Salesforce just put a number on the board. A very big number.
Standing before a room of analysts and investors at its Dreamforce conference, the company laid out a target that felt less like a forecast and more like a declaration of war against doubt: over $60 billion in revenue by fiscal year 2030. You could almost hear the collective intake of breath. For a company whose stock has been battered this year, this wasn't just guidance; it was a defiant roar, an attempt to anchor the narrative firmly in a distant, prosperous future, far away from the turbulence of 2025.
The market’s reaction was a modest 3.6% after-hours pop. A polite nod, not a standing ovation. This tells you everything. Wall Street heard the headline number, but now it’s doing the math. And so are we. The core question isn't whether Salesforce can hit $60 billion. The question is what the path there looks like, and whether the engine they're building—powered by AI—can truly propel a vessel of this size at the required velocity.
Deconstructing the Target
Let’s be precise about what Salesforce is proposing. The $60 billion target implies an organic compounded annual growth rate (CAGR) of over 10% from fiscal 2026 through 2030. For a company already at massive scale, that’s a significant and sustained acceleration. It’s a promise to not just grow, but to fight off the gravitational pull of market saturation that inevitably affects giants.
To add a layer of financial discipline to this growth story, management also unveiled its “50 by FY30” framework. This is a modified version of the SaaS industry’s well-known “Rule of 40” (a framework where a company's revenue growth rate plus its profit margin should exceed 40%). Salesforce is aiming for the sum of its constant currency growth rate and its non-GAAP operating margin to reach 50. It’s an elegant way of signaling that this won’t be growth at any cost. They are promising profitable, efficient expansion.
On paper, it’s a compelling narrative. It addresses the two primary concerns investors might have: Can you still grow? And can you do it profitably? But a framework is just a set of guardrails. It doesn't power the vehicle. For that, everyone is looking at one thing: AI.

The AI Engine and Its Unanswered Questions
The numbers presented for Salesforce's AI and data business are, on the surface, spectacular. The division’s annual recurring revenue (ARR) surpassed $1.2 billion in the second quarter, a jump of 120% year-over-year. The company’s platform for autonomous agents, Agentforce, has reached an ARR of approximately $440 million and signed up over 12,000 customers. CEO Marc Benioff called it their "fastest-growing organic product ever."
These are the figures meant to convince you that the 10%+ CAGR is not only possible but probable. But this is the part of the report that I find genuinely puzzling. Growth rates for new products off a low base are always impressive. It’s the law of small numbers. The critical, unanswered question is how this new revenue stream interacts with the company’s colossal legacy business.

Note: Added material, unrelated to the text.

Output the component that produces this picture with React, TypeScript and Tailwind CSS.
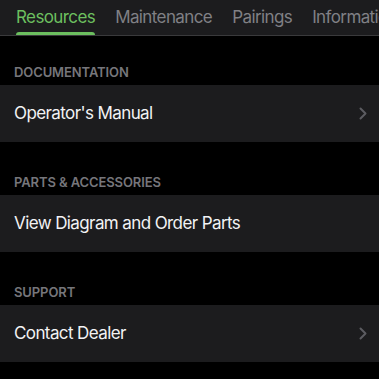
const TABS = ["Resources", "Maintenance", "Pairings", "Information"];

const SECTIONS = [
  { title: "DOCUMENTATION", item: "Operator's Manual", chevron: true },
  { title: "PARTS & ACCESSORIES", item: "View Diagram and Order Parts", chevron: false },
  { title: "SUPPORT", item: "Contact Dealer", chevron: true },
];

function Chevron() {
  return (
    <svg width="8" height="13" viewBox="0 0 8 13" fill="none" aria-hidden>
      <path
        d="M1.5 1.5 6.5 6.5 1.5 11.5"
        stroke="#5c5c61"
        strokeWidth="2"
        strokeLinecap="round"
        strokeLinejoin="round"
      />
    </svg>
  );
}

export default function App() {
  return (
    <div
      className="h-[379px] w-[379px] overflow-hidden bg-black antialiased"
      style={{ fontFamily: "Inter, 'Noto Sans', sans-serif" }}
    >
      <nav className="flex h-[36px] gap-[20px] overflow-hidden whitespace-nowrap border-b border-[#3a3a3c] bg-[#1c1c1e] pl-[16px]">
        {TABS.map((tab, i) => (
          <div key={tab} className="relative flex shrink-0 items-start pt-[6px]">
            <span
              className={
                "text-[17px] leading-[22px] tracking-[-0.6px] " +
                (i === 0 ? "text-[#6cbf5f]" : "text-[#808085]")
              }
            >
              {tab}
            </span>
            {i === 0 && (
              <span className="absolute bottom-0 left-0 right-0 h-[3px] rounded-t-sm bg-[#6cbf5f]" />
            )}
          </div>
        ))}
      </nav>

      {SECTIONS.map((s, i) => (
        <section key={s.title}>
          <h2
            className={
              "px-[14px] pb-[5px] text-[13px] font-semibold leading-[16px] tracking-[-0.1px] text-[#76767b] " +
              (i === 0 ? "pt-[28px]" : "pt-[32px]")
            }
          >
            {s.title}
          </h2>
          <div className="flex h-[57px] items-center justify-between bg-[#1c1c1e] pl-[14px] pr-[12px]">
            <span className="text-[17px] tracking-[-0.6px] text-[#f2f2f4]">{s.item}</span>
            {s.chevron && <Chevron />}
          </div>
        </section>
      ))}
    </div>
  );
}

Salesforce's AI push is like bolting a state-of-the-art jet engine onto the side of a massive container ship. The engine itself is a marvel of engineering, and when you fire it up, it makes a deafening roar and produces incredible thrust. But does it actually change the trajectory of the entire ship, or does it just create a lot of noise and spray while the vessel’s immense inertia keeps it plowing along its original course?
We have anecdotal evidence of success, with big names like Dell, FedEx, and PepsiCo signing on. But we also have cautionary notes, like the one from Mar Vista Investment Partners, which highlighted concerns that agentic AI could end up cannibalizing existing Service Cloud seats. This is the central risk. Is every dollar of Agentforce ARR a new, incremental dollar? Or is some portion of it simply a transfer from an older, perhaps more profitable, product line as customers reallocate their budgets to the shiny new thing? The company’s presentation, unsurprisingly, didn't provide a clear answer. The narrative is always "accretive," but the reality on the ground is often far messier.
The stock’s performance provides the most telling context. Shares are down significantly this year—to be more exact, 29.24% year-to-date as of the announcement. The stock is trading a staggering 34% below its January peak. This isn't a company negotiating from a position of strength. This is a company trying to convince a skeptical market that Salesforce's Recovery Potential Is Stretching Like A Spring (NYSE:CRM). The $10 billion in organic R&D spending since the start of fiscal 2024 is the down payment on that promise. Now, investors are waiting to see the return.
A Projection, Not a Promise
Let’s call the $60 billion target what it is: a strategic anchor. It’s a well-crafted piece of financial communication designed to force analysts to update their models and to shift the conversation from a difficult 2025 to a hypothetical 2030. It’s a necessary move, but it remains a projection, not a promise. The underlying AI metrics are strong but lack the context needed for a full verdict on their long-term impact. The market's tepid response suggests it sees this the same way—as an ambitious goal that now requires years of flawless execution to become reality. The applause at Dreamforce was for the vision; the real rewards will only come from the data.